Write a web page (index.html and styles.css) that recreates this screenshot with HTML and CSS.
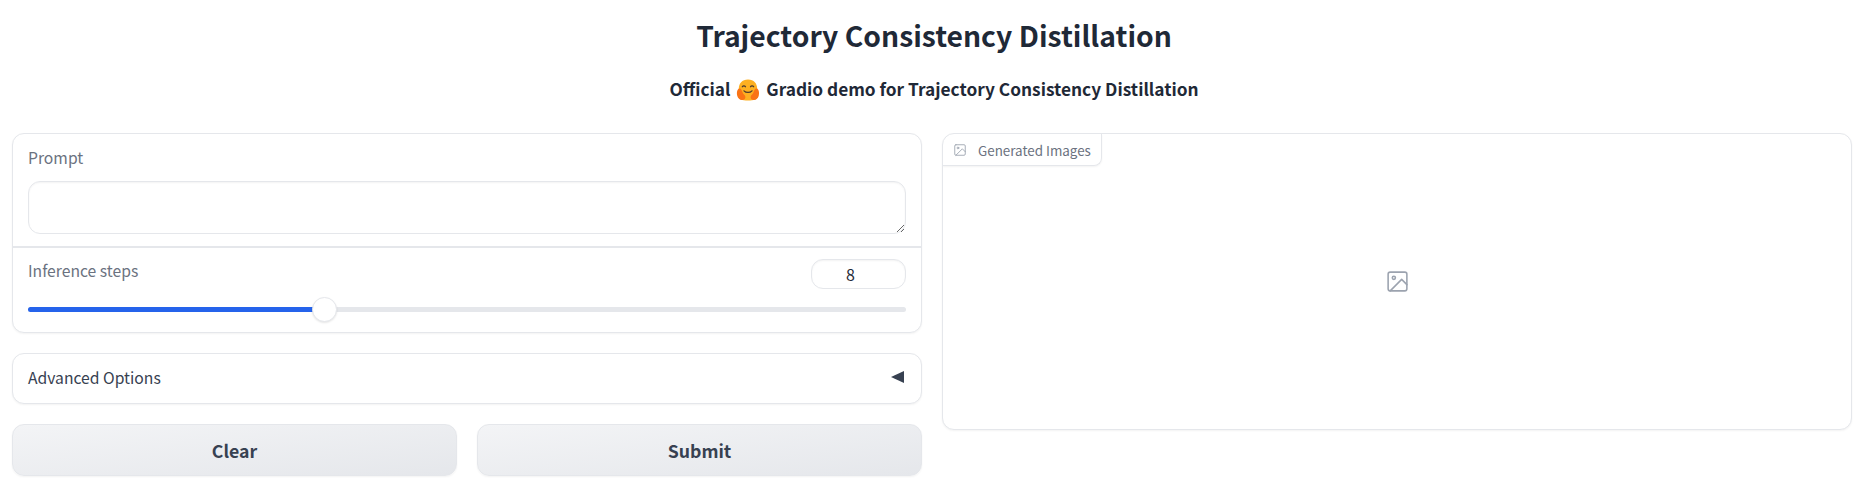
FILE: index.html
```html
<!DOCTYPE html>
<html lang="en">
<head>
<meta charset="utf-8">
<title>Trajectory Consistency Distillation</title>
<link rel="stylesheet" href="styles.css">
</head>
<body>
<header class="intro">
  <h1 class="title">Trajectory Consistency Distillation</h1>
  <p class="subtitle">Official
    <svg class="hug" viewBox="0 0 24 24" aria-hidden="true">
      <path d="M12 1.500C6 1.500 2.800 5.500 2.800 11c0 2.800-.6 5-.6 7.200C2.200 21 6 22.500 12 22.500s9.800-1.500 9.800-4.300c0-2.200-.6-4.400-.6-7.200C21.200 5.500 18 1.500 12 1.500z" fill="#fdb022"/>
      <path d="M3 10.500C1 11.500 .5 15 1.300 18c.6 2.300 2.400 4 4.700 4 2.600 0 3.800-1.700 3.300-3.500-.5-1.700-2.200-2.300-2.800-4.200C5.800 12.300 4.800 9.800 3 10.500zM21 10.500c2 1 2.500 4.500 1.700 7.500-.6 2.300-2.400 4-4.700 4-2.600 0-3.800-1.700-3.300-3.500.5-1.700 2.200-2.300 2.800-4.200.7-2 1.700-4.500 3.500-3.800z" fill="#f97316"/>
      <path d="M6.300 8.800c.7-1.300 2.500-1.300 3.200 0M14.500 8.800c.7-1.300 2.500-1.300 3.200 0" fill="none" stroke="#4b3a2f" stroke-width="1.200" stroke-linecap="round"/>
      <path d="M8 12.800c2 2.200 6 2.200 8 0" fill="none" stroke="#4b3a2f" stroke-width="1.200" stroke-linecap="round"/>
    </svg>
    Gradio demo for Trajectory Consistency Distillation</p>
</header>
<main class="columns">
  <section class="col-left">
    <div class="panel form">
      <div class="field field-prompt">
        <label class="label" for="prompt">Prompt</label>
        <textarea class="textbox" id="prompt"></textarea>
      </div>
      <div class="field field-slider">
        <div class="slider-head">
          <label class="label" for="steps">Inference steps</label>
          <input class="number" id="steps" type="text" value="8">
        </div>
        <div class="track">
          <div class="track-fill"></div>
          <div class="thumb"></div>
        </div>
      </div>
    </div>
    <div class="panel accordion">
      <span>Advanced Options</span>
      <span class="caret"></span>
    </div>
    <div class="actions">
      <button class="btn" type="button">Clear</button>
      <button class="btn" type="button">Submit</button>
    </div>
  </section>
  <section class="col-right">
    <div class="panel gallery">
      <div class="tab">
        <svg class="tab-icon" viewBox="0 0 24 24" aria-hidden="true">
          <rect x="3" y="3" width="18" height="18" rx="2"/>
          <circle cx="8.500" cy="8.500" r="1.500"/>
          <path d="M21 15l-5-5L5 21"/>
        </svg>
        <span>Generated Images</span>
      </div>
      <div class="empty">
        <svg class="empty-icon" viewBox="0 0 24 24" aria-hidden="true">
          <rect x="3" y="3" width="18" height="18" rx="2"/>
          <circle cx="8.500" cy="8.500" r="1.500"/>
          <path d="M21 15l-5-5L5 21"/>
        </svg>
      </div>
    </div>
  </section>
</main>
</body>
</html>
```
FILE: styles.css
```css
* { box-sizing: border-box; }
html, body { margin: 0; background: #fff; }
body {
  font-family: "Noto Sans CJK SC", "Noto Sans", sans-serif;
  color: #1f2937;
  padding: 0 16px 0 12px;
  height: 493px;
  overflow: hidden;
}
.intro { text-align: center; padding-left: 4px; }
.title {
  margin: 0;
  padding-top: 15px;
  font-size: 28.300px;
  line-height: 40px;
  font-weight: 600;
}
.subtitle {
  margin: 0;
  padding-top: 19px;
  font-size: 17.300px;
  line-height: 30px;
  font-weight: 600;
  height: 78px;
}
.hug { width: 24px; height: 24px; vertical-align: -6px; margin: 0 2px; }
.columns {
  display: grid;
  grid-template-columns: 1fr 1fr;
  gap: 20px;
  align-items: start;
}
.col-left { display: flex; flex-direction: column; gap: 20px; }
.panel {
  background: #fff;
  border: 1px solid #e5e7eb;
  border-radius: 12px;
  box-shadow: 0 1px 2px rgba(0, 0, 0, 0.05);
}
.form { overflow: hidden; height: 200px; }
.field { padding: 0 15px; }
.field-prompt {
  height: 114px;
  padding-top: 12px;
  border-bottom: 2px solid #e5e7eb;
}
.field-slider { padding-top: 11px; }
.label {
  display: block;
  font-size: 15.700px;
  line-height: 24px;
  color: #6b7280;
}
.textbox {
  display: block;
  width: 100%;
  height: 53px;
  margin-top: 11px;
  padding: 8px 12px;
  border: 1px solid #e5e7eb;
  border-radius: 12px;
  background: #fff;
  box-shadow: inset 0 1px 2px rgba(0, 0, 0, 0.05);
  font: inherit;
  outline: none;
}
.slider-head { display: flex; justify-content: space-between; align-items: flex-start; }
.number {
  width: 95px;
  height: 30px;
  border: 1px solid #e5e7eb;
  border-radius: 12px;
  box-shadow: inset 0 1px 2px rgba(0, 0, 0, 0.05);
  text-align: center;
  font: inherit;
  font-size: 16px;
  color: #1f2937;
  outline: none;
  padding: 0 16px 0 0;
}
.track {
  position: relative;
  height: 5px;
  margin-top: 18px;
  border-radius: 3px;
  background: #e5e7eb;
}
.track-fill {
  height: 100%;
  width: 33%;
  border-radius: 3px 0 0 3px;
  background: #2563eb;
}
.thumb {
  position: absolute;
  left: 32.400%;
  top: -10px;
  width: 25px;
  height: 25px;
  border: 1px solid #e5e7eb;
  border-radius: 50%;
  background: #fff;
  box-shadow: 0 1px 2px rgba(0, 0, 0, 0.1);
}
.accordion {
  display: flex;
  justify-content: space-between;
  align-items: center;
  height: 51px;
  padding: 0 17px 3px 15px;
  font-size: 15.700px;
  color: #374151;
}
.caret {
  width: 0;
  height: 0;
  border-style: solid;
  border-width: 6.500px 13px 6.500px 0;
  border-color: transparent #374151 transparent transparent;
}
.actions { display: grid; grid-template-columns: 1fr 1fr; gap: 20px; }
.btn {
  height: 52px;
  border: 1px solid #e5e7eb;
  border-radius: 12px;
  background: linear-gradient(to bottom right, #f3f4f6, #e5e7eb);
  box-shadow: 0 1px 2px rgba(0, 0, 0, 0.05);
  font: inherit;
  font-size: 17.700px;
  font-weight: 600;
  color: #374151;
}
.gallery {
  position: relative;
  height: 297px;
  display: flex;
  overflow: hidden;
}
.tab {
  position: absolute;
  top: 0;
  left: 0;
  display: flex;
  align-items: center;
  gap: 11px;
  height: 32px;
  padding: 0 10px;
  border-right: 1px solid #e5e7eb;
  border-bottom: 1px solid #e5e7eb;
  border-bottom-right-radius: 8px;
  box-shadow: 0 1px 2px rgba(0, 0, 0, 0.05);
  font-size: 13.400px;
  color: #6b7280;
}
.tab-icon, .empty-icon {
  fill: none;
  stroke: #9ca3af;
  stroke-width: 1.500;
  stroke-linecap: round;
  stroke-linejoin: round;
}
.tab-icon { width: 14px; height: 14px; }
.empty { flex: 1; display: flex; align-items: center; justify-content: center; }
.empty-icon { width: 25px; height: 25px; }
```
* * *
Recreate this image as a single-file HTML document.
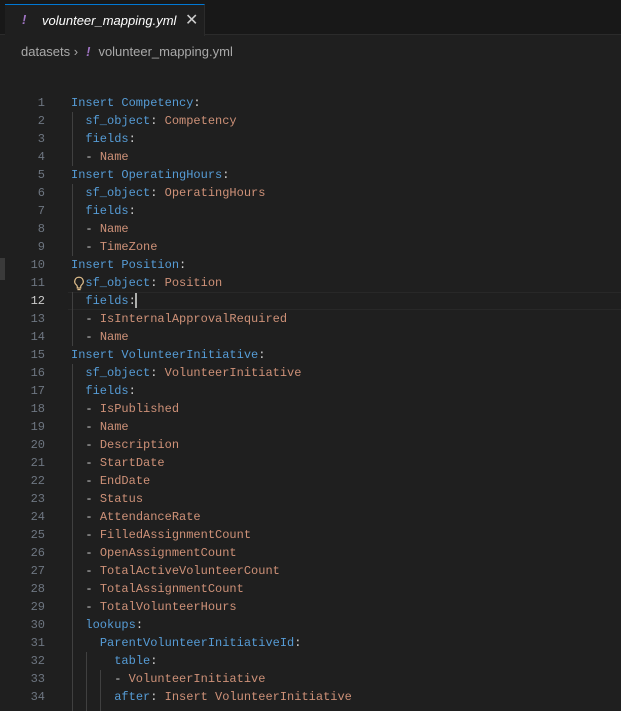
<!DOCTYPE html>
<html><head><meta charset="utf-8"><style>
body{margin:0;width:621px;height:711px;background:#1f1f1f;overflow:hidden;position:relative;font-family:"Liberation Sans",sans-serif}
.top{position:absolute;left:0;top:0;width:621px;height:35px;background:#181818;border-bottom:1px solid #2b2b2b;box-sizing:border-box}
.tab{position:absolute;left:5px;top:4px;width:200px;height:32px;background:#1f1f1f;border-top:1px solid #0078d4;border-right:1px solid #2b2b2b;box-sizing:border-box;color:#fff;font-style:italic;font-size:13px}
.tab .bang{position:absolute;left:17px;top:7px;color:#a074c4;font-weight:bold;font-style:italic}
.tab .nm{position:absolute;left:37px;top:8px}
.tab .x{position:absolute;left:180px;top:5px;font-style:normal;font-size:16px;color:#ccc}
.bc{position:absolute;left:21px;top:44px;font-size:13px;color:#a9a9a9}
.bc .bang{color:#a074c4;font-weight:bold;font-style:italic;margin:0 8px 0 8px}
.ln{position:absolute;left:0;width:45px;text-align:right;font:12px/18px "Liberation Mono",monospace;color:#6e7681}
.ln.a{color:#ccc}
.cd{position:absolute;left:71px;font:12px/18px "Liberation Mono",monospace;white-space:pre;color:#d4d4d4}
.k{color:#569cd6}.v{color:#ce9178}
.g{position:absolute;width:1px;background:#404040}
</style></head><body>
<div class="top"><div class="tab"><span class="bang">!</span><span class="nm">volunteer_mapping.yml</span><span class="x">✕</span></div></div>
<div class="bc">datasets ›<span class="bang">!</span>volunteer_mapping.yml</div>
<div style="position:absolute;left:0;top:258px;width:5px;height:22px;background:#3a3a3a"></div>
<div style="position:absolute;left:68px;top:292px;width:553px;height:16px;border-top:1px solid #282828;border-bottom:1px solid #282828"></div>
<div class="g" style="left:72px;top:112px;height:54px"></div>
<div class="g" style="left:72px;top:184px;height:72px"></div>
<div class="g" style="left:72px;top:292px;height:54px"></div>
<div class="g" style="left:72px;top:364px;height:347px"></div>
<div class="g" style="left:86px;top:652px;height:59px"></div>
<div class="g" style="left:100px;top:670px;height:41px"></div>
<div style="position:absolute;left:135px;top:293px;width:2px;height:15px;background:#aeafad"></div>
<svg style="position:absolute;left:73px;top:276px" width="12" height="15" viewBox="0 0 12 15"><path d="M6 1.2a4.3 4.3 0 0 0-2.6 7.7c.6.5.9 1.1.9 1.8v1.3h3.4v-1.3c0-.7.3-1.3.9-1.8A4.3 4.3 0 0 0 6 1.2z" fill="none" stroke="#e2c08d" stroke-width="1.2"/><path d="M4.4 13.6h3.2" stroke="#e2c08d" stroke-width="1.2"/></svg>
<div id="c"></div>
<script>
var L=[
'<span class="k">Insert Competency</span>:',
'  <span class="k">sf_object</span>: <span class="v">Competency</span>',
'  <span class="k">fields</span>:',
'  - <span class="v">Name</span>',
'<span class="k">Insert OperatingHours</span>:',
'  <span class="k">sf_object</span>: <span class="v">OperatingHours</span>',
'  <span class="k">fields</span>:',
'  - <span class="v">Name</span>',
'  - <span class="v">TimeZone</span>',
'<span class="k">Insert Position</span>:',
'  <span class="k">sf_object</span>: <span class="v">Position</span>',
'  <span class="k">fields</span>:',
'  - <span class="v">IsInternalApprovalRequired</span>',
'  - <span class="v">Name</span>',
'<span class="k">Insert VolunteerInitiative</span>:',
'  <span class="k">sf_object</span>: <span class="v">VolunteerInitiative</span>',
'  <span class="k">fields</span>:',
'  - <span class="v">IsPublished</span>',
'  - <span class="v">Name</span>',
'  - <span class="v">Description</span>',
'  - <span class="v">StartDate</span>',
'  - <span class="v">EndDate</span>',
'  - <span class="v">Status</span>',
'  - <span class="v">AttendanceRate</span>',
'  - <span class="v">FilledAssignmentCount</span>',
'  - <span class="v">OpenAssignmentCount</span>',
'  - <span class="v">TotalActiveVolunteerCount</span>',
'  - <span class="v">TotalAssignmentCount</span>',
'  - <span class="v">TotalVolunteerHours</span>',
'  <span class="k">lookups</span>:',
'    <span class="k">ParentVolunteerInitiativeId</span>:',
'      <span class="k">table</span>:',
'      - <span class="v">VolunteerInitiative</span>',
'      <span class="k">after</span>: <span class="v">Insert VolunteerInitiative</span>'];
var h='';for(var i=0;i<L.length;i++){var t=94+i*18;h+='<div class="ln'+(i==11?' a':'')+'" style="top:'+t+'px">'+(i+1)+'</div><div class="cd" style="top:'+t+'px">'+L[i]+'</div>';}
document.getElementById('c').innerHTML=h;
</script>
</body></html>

WHAT TO WORK ON -> Work out how many lines above contain the word "document". Give only the number.

TASK RESULT -> 2